■ OBJECTIVE
For this exercise, copy out each line of the material below that includes "styles".

■ COLLECTED DATA
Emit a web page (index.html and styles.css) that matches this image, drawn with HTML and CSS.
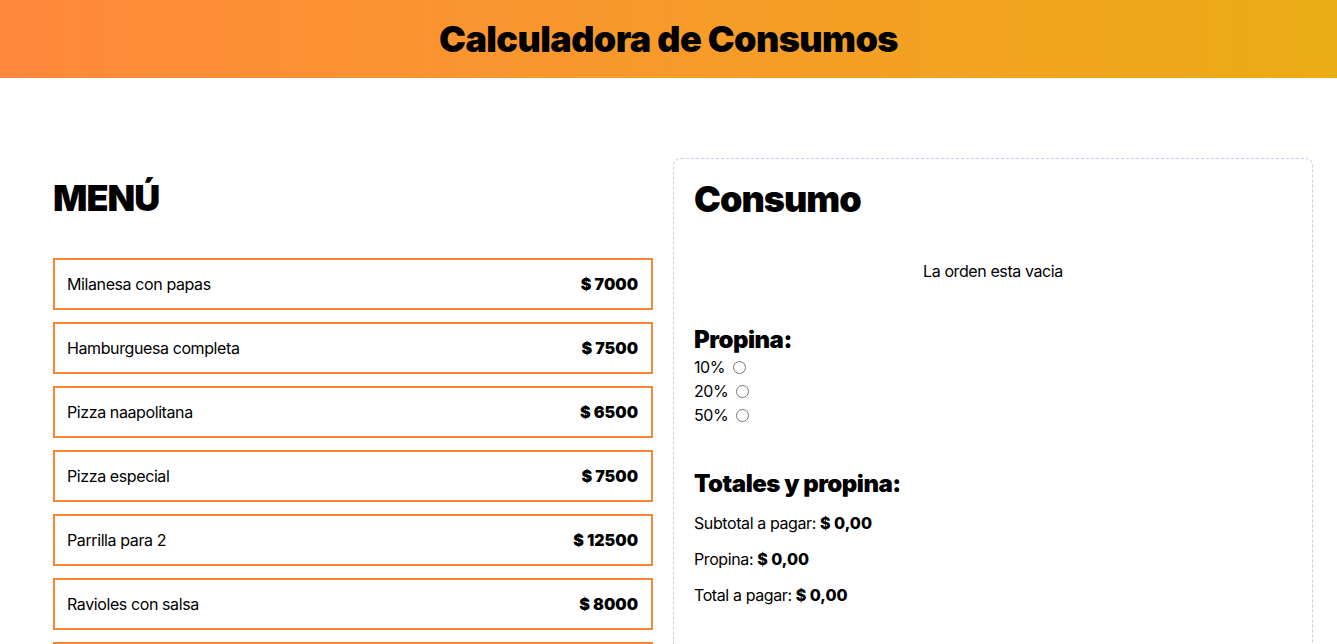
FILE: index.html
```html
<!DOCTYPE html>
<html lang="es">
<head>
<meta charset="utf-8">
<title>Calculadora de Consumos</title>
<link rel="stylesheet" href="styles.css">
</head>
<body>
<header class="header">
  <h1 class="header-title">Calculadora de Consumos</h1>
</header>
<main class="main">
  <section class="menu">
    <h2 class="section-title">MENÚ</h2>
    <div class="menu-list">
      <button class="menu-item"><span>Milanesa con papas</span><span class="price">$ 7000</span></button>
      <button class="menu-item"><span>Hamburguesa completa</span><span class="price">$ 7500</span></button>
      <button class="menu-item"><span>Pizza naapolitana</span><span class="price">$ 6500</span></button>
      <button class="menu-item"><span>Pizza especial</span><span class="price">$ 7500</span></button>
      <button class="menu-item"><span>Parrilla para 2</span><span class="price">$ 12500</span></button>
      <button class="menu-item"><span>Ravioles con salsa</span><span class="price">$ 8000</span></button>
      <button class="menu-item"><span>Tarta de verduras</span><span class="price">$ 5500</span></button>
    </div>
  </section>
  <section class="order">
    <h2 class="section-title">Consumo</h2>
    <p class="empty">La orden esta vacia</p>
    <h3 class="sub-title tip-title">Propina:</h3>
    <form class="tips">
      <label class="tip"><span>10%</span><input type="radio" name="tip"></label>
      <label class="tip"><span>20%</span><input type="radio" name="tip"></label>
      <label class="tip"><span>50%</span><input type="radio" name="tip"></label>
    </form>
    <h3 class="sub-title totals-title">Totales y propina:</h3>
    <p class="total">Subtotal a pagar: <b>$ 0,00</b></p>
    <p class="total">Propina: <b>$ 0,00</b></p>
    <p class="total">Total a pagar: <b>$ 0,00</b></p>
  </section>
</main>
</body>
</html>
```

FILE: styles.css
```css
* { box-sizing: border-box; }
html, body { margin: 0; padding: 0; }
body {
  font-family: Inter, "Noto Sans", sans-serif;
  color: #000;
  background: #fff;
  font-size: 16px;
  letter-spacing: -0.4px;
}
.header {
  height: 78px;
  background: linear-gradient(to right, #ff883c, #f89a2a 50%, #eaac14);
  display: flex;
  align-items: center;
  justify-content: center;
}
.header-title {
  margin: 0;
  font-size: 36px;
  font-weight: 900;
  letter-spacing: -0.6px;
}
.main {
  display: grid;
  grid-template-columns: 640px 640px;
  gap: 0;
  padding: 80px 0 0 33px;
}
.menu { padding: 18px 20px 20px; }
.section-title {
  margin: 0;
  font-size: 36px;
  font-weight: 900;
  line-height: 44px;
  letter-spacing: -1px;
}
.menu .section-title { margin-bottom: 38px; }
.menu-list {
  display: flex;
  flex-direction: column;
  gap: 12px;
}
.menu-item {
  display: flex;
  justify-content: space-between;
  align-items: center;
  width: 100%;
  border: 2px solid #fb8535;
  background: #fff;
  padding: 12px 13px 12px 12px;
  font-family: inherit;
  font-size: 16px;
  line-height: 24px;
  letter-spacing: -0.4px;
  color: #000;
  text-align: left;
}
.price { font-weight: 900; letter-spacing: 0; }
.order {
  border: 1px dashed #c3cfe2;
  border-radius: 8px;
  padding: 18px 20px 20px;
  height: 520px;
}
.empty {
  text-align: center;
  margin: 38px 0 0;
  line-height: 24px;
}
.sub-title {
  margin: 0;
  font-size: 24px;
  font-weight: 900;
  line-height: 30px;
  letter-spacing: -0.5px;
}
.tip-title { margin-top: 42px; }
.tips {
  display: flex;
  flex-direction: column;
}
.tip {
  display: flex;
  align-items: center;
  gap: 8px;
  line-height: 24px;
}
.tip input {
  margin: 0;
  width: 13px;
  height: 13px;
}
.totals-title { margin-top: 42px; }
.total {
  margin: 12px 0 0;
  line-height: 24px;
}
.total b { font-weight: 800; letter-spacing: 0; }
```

■ EXERCISE OUTPUT
Emit a web page (index.html and styles.css) that matches this image, drawn with HTML and CSS.
<link rel="stylesheet" href="styles.css">
FILE: styles.css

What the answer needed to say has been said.